Неприятнейшие разговоры по телефону с З. С. Паперным, И. С. Маршаком, Е. Н. Конюховой. Ощущение ненависти к Соловьеву, который хочет, чтобы вместо «работа редакции была грубо оборвана» писалось: «ряды его сотрудников поредели»; вместо «книги на 2 десятилетия исчезли с полок» – «на некоторое время»; не допускает перечисления имен погибших; не разрешает сказать, что, когда впервые, после смерти Сталина (в статье Германа) была добрым словом помянута редакция С. Я. воскликнул: «Точно замурованную дверь отворили»[340].
Паперный был равнодушно-доброжелателен; Элик[341] – очень хотел отстоять; Конюхова – лед, официальность.
Ей я сказала в ответ на ее слова: «Неужели нельзя найти какую-нибудь формулировку помягче?
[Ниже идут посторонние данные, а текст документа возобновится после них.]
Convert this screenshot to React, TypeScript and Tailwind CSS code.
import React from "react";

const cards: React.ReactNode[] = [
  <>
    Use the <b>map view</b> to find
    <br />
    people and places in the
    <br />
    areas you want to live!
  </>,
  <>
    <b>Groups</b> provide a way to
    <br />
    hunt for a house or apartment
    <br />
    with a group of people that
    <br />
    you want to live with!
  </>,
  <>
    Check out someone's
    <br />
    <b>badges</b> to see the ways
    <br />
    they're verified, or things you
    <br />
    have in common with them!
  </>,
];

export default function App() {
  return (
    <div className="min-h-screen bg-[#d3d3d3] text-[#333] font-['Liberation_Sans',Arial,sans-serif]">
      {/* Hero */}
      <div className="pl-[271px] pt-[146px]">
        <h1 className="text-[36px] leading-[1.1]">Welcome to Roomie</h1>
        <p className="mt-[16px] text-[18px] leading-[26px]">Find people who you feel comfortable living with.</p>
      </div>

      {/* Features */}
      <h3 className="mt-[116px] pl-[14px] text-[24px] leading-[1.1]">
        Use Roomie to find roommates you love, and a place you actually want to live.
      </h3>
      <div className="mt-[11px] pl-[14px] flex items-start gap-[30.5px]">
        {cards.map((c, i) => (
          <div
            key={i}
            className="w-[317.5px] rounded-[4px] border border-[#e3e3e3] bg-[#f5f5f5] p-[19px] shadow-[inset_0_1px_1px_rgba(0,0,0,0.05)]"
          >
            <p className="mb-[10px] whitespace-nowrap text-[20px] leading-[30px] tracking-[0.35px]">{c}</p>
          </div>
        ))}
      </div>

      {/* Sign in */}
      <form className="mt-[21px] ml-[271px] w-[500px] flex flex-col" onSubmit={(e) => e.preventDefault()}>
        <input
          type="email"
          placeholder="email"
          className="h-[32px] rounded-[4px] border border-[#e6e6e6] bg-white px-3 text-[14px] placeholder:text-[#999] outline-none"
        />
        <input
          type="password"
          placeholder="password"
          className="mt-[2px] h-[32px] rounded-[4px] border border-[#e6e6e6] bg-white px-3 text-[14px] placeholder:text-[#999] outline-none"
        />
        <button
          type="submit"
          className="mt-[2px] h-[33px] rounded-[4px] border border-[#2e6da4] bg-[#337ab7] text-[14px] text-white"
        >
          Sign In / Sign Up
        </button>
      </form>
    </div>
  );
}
Вместе?» – Можно искать вместе формулировки, если у людей общая цель. Но у меня с Б. И. Соловьевым разные цели. Он хочет прикрыть 37 г., затуманить его, а я хочу – открыть поясней. Я и то уже пошла на такие смягчения, что не употребляю слов расстрел, лагерь. Мягче, чем у меня написано, я не могу».
Так погибла и эта статья.
И все это вздор. Погибают люди. Арестована Горбаневская. На волоске Якобсон, которого я полюбила. У Наташи Горбаневской двое детей. У Якобсона больной мальчик[342]. И Наташа Горбаневская и Якобсон настоящие литераторы, таланты. Да хранит их – кто?